Out of all this subject matter, the most revealing and intimate are the genre paintings: the quiet domestic interiors of Vermeer, Ter Borch and Pieter de Hooch. In them, people are stilled at a moment of drama, reading a letter, glancing at a suitor. They suggest lives beyond themselves, through the rooms at the back of the paintings; their narrative, briefly frozen, will continue elsewhere. Through these tableaux we enter a sunlit, tranquil world which reveals every detail of ordinary life - what they wore, what they ate, how they furnished their rooms.
There is a transcendental homeliness to it all, as the Vermeer character explains in Tracy Chevalier's novel, Girl with a Pearl Earring : "Paintings may serve a spiritual purpose for Catholics, but remember too that Protestants see God everywhere, in everything. By painting everyday things - tables and chairs, bowls and pitchers, soldiers and maids - are they not celebrating God's creation as well?"
But though the paintings reveal so much about life at that time, information about the painters themselves is frustratingly meagre. Through inventories, guild membership dates and marriage registers we know some basic facts. Here and there we glean a tantalising snippet of more personal information - that Jan van Goyen bankrupted himself gambling on tulip bulbs, that Jan Steen married the offal-seller in the market opposite his front door, that de Hooch died in the madhouse. About the greatest painter of them all, Vermeer, we know that he had at least 11 children and lived with his mother-in-law, Maria Thins; that he was in hock to his baker, whom he paid with paintings, and that his family was plunged into poverty when he died. But this most mysterious of painters leaves many questions unanswered.
Who, for instance, were his models? He painted at home in Delft, using the same props again and again, but who are those enigmatic women who gaze out of the window, or turn to catch our eye? Some painters used members of their family as models - Ter Borch painted his half-sister Gesina in at least 16 canvases - but when it comes to Vermeer we can only speculate. It is from this enigma, at the heart of his paintings, that Tracy Chevalier spins her fascinating novel Girl with a Pearl Earring.
Griet is a young girl from a poverty-stricken family. Her father is a former tile-painter who has been blinded in an explosion and she has learnt to be his pair of eyes, describing the world to him. She has a special talent for this - a visual awareness of colour and harmony - which is spotted by Vermeer when she arrives at his household to work as a maid. Amongst her many duties she is given sole responsibility for cleaning his studio, for she can rearrange his props exactly as she found them.
His studio "was an orderly room, empty of the clutter of everyday life. It felt different from the rest of the house, almost as if it were in another house altogether. When the door was closed it would be difficult to hear the shouts of the children, the jangle of Catharina's keys, the sweeping of our brooms." Reverentially, Griet dusts the objects that are familiar to us from his paintings - a pewter bowl, a chair with carved lion- heads. She also learns to grind Vermeer's pigments for him. Gradually she is drawn into the creative process itself, and subtly starts to influence his work. When she stands at the window, washing the panes, and glances over her shoulder, he stops her - "Don't move!". She holds the pose, and is then dismissed, little knowing that she has become the inspiration for another painting.

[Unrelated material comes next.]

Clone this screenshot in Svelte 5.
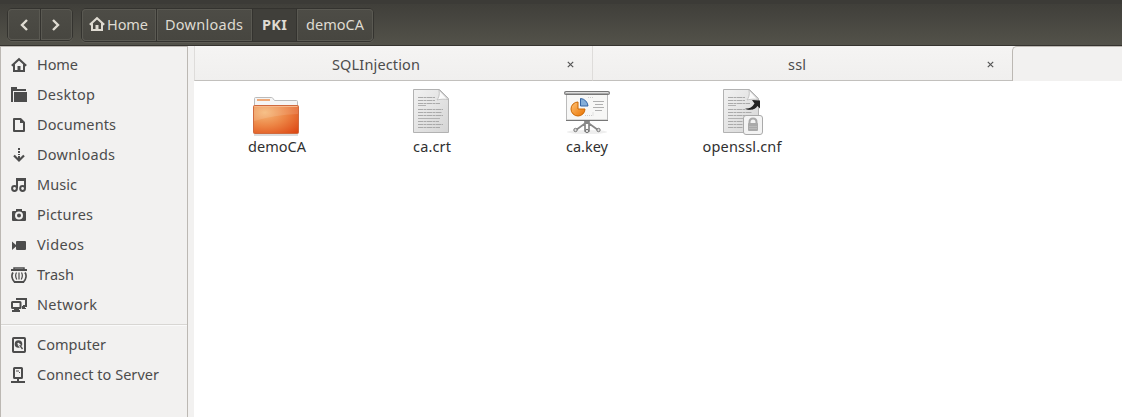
<script>
  const places = [
    { name: 'Home', icon: 'home', w: 41 },
    { name: 'Desktop', icon: 'desktop', w: 58 },
    { name: 'Documents', icon: 'document', w: 79 },
    { name: 'Downloads', icon: 'download', w: 78 },
    { name: 'Music', icon: 'music', w: 40 },
    { name: 'Pictures', icon: 'camera', w: 56 },
    { name: 'Videos', icon: 'video', w: 47 },
    { name: 'Trash', icon: 'trash', w: 37 },
    { name: 'Network', icon: 'network', w: 60 }
  ];
  const devices = [
    { name: 'Computer', icon: 'disk', w: 69 },
    { name: 'Connect to Server', icon: 'server', w: 122 }
  ];
  const files = [
    { name: 'demoCA', icon: 'folder', w: 58 },
    { name: 'ca.crt', icon: 'text', w: 38 },
    { name: 'ca.key', icon: 'slides', w: 42 },
    { name: 'openssl.cnf', icon: 'locked', w: 79 }
  ];
</script>

{#snippet symbol(name)}
  <svg class="symbol" viewBox="0 0 16 16" width="16" height="16">
    {#if name === 'home'}
      <path d="M.8 8.7 8 2.2l7.2 6.5M3 7.5V14h10V7.5" fill="none" stroke="currentColor" stroke-width="2" />
      <path d="M6.5 9h3v5h-3z" fill="currentColor" />
    {:else if name === 'desktop'}
      <path d="M0 0h6v2h9v2H2v11H0zM3 5h13v10H3z" fill="currentColor" />
    {:else if name === 'document'}
      <path d="M3 2h6.5L13 5.5V14H3z" fill="none" stroke="currentColor" stroke-width="2" stroke-linejoin="round" />
      <path d="M9 2v4h4.5z" fill="currentColor" />
    {:else if name === 'download'}
      <path d="M7 1h2v2H7zM7 4h2v2H7zM7 7h2v1H7zM7 9h2v4H7z" fill="currentColor" />
      <path d="m3 8.5 5 5 5-5" fill="none" stroke="currentColor" stroke-width="2.2" />
    {:else if name === 'music'}
      <path d="M6 11V2h8v9M6 3h8" fill="none" stroke="currentColor" stroke-width="2" />
      <circle cx="3.5" cy="11.5" r="2.4" fill="none" stroke="currentColor" stroke-width="2" />
      <circle cx="11.6" cy="11.5" r="2.4" fill="none" stroke="currentColor" stroke-width="2" />
    {:else if name === 'camera'}
      <path fill-rule="evenodd" d="M5 2h6v2h3q1 0 1 1v8q0 1-1 1H2q-1 0-1-1V5q0-1 1-1h3zM8 4.5a4 4 0 1 0 0 8 4 4 0 0 0 0-8zM8 6.5a2 2 0 1 1 0 4 2 2 0 0 1 0-4z" fill="currentColor" />
    {:else if name === 'video'}
      <path d="M1 4.5 5 8V5q0-1 1-1h8q1 0 1 1v7q0 1-1 1H6q-1 0-1-1V9.5L1 13z" fill="currentColor" />
    {:else if name === 'trash'}
      <path d="M3 2.500V1h10v1.500" fill="none" stroke="currentColor" stroke-width="1.500" />
      <path d="M0 2h16v2H0z" fill="currentColor" />
      <path d="M2 5.500C.3 8 .8 12 3.500 15h9C15.200 12 15.700 8 14 5.500" fill="none" stroke="currentColor" stroke-width="1.800" />
      <path d="M5.500 5.500c-1.200 2-.8 5 .3 7M10.500 5.500c1.200 2 .8 5-.3 7M8 5.500v7" fill="none" stroke="currentColor" stroke-width="1.200" />
    {:else if name === 'network'}
      <path d="M6 3V2h9v7h-3" fill="none" stroke="currentColor" stroke-width="2" />
      <rect x="1" y="5" width="8.5" height="6" rx=".5" fill="none" stroke="currentColor" stroke-width="2" />
      <path d="M3 11h5v2h1v2H1v-2h2zM11 9h3v2h1v1h-4z" fill="currentColor" />
    {:else if name === 'disk'}
      <rect x="2" y="1" width="12" height="14" rx=".7" fill="none" stroke="currentColor" stroke-width="2" />
      <circle cx="7.5" cy="7" r="3.8" fill="currentColor" />
      <path d="m7.7 7.3 4 5" stroke="#f2f1f0" stroke-width="2.6" />
      <path d="m8.700 8.200 2.800 3.800" stroke="currentColor" stroke-width="1.4" />
      <circle cx="7.4" cy="6.8" r="1" fill="#f2f1f0" />
    {:else}
      <rect x="3" y="1" width="8" height="10" rx=".5" fill="none" stroke="currentColor" stroke-width="2" />
      <path d="M5 3.5h3v1H5zM8 5h1v1H8zM6 11h2v3h6v2H0v-2h6z" fill="currentColor" />
    {/if}
  </svg>
{/snippet}

{#snippet place(item)}
  <div class="place">
    {@render symbol(item.icon)}
    <svg class="label" height="20" width={item.w + 2}><text x="0" y="14.5" textLength={item.w}>{item.name}</text></svg>
  </div>
{/snippet}

{#snippet page()}
  <path d="M5.5 1.5h26l9 9v34h-35z" fill="url(#paper)" stroke="#b2b2b2" />
  <path d="M31 2c1 5-.5 8-2 10 4-1 8-1 11-.5z" fill="#fafafa" stroke="#b9b9b9" stroke-width=".8" />
  <path d="M10 9.5h17M10 12.5h17M10 15.5h22M10 21.5h25M10 24.5h24M10 27.5h25M10 33.5h21M10 36.5h25M10 39.5h22" stroke="#aaa" stroke-dasharray="5 .5 3 .5" />
  <path d="M10 17.5h8M10 30.5h22" stroke="#b2b2b2" />
{/snippet}

<svg class="defs" width="0" height="0">
  <defs>
    <linearGradient id="paper" x2="1" y2="1"><stop stop-color="#f2f2f2" /><stop offset="1" stop-color="#d5d5d5" /></linearGradient>
    <radialGradient id="orange" cx=".25" cy=".25" r="1"><stop stop-color="#f5b878" /><stop offset=".5" stop-color="#ec8343" /><stop offset="1" stop-color="#dd4814" /></radialGradient>
    <linearGradient id="ball" x2="1" y2="1"><stop stop-color="#ffc174" /><stop offset="1" stop-color="#e97300" /></linearGradient>
  </defs>
</svg>

<div class="window">
  <header>
    <div class="group nav">
      <button aria-label="Back"><svg width="10" height="14"><path d="m8 2-5 5 5 5" /></svg></button>
      <button aria-label="Forward"><svg width="10" height="14"><path d="m2 2 5 5-5 5" /></svg></button>
    </div>
    <div class="group path">
      <button class="c-home">{@render symbol('home')}<svg class="label" width="43" height="20"><text y="14.5" textLength="41">Home</text></svg></button>
      <button class="c-down"><svg class="label" width="79" height="20"><text y="14.5" textLength="78">Downloads</text></svg></button>
      <button class="c-pki"><svg class="label" width="26" height="20"><text y="14.5" textLength="25">PKI</text></svg></button>
      <button class="c-demo"><svg class="label" width="59" height="20"><text y="14.5" textLength="58">demoCA</text></svg></button>
    </div>
  </header>
  <main>
    <aside>
      {#each places as item}{@render place(item)}{/each}
      <hr />
      {#each devices as item}{@render place(item)}{/each}
    </aside>
    <section>
      <nav class="tabs">
        <div class="tab first"><span class="title"><svg class="label" width="88" height="20"><text y="14.5" textLength="88">SQLInjection</text></svg></span><svg class="close" width="7" height="7"><path d="m.8.8 5.4 5.4m0-5.400L.8 6.2" /></svg></div>
        <div class="tab second"><span class="title"><svg class="label" width="18" height="20"><text y="14.5" textLength="18">ssl</text></svg></span><svg class="close" width="7" height="7"><path d="m.8.8 5.4 5.4m0-5.400L.8 6.2" /></svg></div>
        <div class="tab active"></div>
      </nav>
      <div class="files">
        {#each files as file}
          <div class="file">
            <svg width="48" height="48" viewBox="0 0 48 48">
              {#if file.icon === 'folder'}
                <g transform="translate(-1 0)">
                  <path d="M2 47h44" stroke="#ddd" stroke-width="2" />
                  <path d="M2.5 25V10.500q0-1 1-1h16q1 0 1.500 1l1.500 2h22q1 0 1 1v12z" fill="#f5f5f5" stroke="#bbb" />
                  <path d="M5 12h13" stroke="#efaa79" stroke-width="2" />
                  <rect x="1.500" y="17.500" width="45" height="28" rx="1" fill="url(#orange)" stroke="#cf6a3e" />
                  <path d="M2 18h44v8Q22 27 2 33z" fill="#fff" opacity=".12" />
                  <path d="M2.500 18.500h43" stroke="#f7b98c" />
                </g>
              {:else if file.icon === 'slides'}
                <ellipse cx="24" cy="44" rx="20" ry="2" fill="#eee" />
                <path d="M22 33h4v10h-4zM24 34 13 42M24 34l11 8" fill="none" stroke="#888" stroke-width="1.700" />
                <g fill="#ddd" stroke="#777"><circle cx="12.500" cy="42" r="1.700" /><circle cx="24" cy="43" r="1.700" /><circle cx="35.500" cy="42" r="1.700" /></g>
                <path d="M3.500 5h41v27h-41z" fill="#f7f7f6" stroke="#bbb" />
                <rect x="1.500" y="3.500" width="45" height="3" rx="1" fill="#aaa" stroke="#777" /><path d="M3 4.500h42" stroke="#ddd" />
                <path d="M3 32.500h42" stroke="#777" />
                <path d="M15 15v6h7a7 7 0 1 1-7-7z" fill="url(#ball)" stroke="#cb6600" />
                <path d="M17.500 10.500a8 8 0 0 1 7.500 7.500h-7.500z" fill="#83add8" stroke="#3465a4" />
                <path d="M30 13.500h11M32 16.500h8M30 19.500h11M32 22.500h7" stroke="#b0b0b0" />
                <path d="M25 9.500h5M22 27.500h8v-3" fill="none" stroke="#ccc" stroke-dasharray="1 1" />
              {:else}
                {@render page()}
                {#if file.icon === 'locked'}
                  <path d="m34 12 8 .5v8L39.500 18c-2.500 4-8.500 5-12.500 2.500 4 .5 6.500-.5 9.500-5z" fill="#222" />
                  <rect x="25.500" y="27.500" width="19" height="19" rx="2.500" fill="#f3f3f3" stroke="#aaa" />
                  <path d="M31.500 36v-2q0-3.500 3.500-3.500t3.500 3.500v2" fill="none" stroke="#aaa" stroke-width="2" />
                  <rect x="30" y="35" width="10" height="8" rx="1" fill="#aaa" /><path d="M31 38.500h8M31 40.500h8" stroke="#bbb" />
                {/if}
              {/if}
            </svg>
            <svg class="label" width="80" height="20"><text x="40" y="14.5" text-anchor="middle" textLength={file.w}>{file.name}</text></svg>
          </div>
        {/each}
      </div>
    </section>
  </main>
</div>

<style>
  :global(body) { margin: 0; }
  .defs { position: absolute; }
  .window { width: 1122px; height: 417px; overflow: hidden; display: flex; flex-direction: column; background: #fff; font: 14.5px "Noto Sans", sans-serif; }
  svg { display: block; flex: none; }
  .label { overflow: visible; fill: currentColor; }
  header { box-sizing: border-box; height: 46px; padding: 8px 7px 0; display: flex; gap: 8px; align-items: flex-start; color: #dfdbd2; background: linear-gradient(#3c3b37 0 4px, #403f3a 4px, #53524a 45px); border-bottom: 1px solid #35332f; }
  .group { box-sizing: border-box; display: flex; height: 33px; border: 1px solid #34332f; border-radius: 5px; box-shadow: 0 1px #5d5b54; }
  .nav { width: 66px; }
  .path { width: 293px; height: 34px; }
  button { box-sizing: border-box; padding: 0; margin: 0; border: 0; background: linear-gradient(#4d4c46, #474640); color: inherit; font: inherit; display: flex; align-items: center; justify-content: center; border-right: 1px solid #34332f; box-shadow: inset 0 0 0 1px #5a5952; }
  button:first-child { border-radius: 4px 0 0 4px; }
  button:last-child { border-right: 0; border-radius: 0 4px 4px 0; }
  .nav button { width: 32px; }
  .nav button:first-child { width: 33px; }
  .nav path { fill: none; stroke: #dfdbd2; stroke-width: 2.4; }
  .c-home { width: 75px; }
  .c-home .symbol { margin: -2px 2px 0 0; }
  .c-down { width: 96px; }
  .c-pki { width: 44px; background: #403f3a; box-shadow: none; font-weight: 700; }
  .c-demo { width: 76px; }
  main { flex: 1; display: flex; background: #f2f1f0; color: #4c4c4c; }
  aside { box-sizing: border-box; width: 188px; border: solid #bcb8b3; border-width: 1px 1px 0; padding-top: 3px; }
  .place { height: 30px; display: flex; align-items: center; gap: 10px; padding-left: 10px; }
  hr { height: 1px; border: 0; margin: 4px 0 5px; background: #d8d6d3; box-shadow: 0 1px #fafafa; }
  section { margin-left: 6px; width: 928px; background: #fff; display: flex; flex-direction: column; }
  .tabs { height: 35px; display: flex; background: #f2f1f0; }
  .tab { box-sizing: border-box; display: flex; align-items: center; border-bottom: 1px solid #c2c0bd; border-right: 1px solid #dedcda; background: linear-gradient(#f5f4f3, #f0efee); padding: 3px 17px 0 0; }
  .title { flex: 1; display: flex; justify-content: center; }
  .first { width: 399px; border-left: 1px solid #dedcda; padding-left: 12px; }
  .second { width: 419px; padding-left: 11px; border-right: 0; }
  .first .title { padding-right: 22px; }
  .second .title { padding-right: 0; }
  .first .title { box-sizing: border-box; }
  .second .title { margin-right: -2px; padding-left: 2px; }
  .second .close { margin-left: 2px; }
  .active { flex: 1; background: #f2f1f0; border: solid #bcb8b3; border-width: 1px 0 0 1px; border-radius: 5px 0 0 0; }
  .close path { fill: none; stroke: #555; stroke-width: 1.2; }
  .first { padding-right: 18px; }
  .second { padding-right: 18px; }
  .files { display: flex; padding: 7px 0 0 4px; color: #303030; }
  .file { width: 155px; display: flex; flex-direction: column; align-items: center; gap: 1px; padding-left: 3px; box-sizing: border-box; }
</style>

And when he is painting what we now know as "A Lady Writing", Griet alters the cloth that is lying on the table, ruffling it up. When Vermeer returns to the studio he asks why she did it. She replies "There needs to be some disorder in the scene, to contrast with her tranquillity . . . something to tease the eye. And yet it must be something pleasing to the eye as well, and it is, because the cloth and her arm are in a similar position."
The bond between master and maid deepens. Between them grows a complicity that is profoundly erotic, though never carnal. The secret world they share is acknowledged in words by neither of them, for she is a servant, he a self-absorbed artist, and their lives can only touch in the studio. However, the household senses that something is up: Griet has to face the hostility of Vermeer's manipulative daughter Cornelia and the jealousy of his wife Catharina. The latter is a sluttish, bossy woman who is ignorant about painting and worn down by constant child-bearing. For the household is chaotic, filled with quarrelling children and yelling babies. All those mouths to feed. Vermeer discovers, like many other artists, that the enemy of creation is the pram in the hall.
Events move towards a climax as Griet finally moves into his painting, posing for "Girl with a Pearl Earring" and thus taking her place in history. There is, however, a terrible price to pay. This is a wonderful novel, mysterious, steeped in atmosphere and yet firmly rooted in the drudgery and denial of a servant's life. It is deeply revealing about the process of painting and is best read with a volume of Vermeer's paintings open beside you - it then becomes a truly magical experience.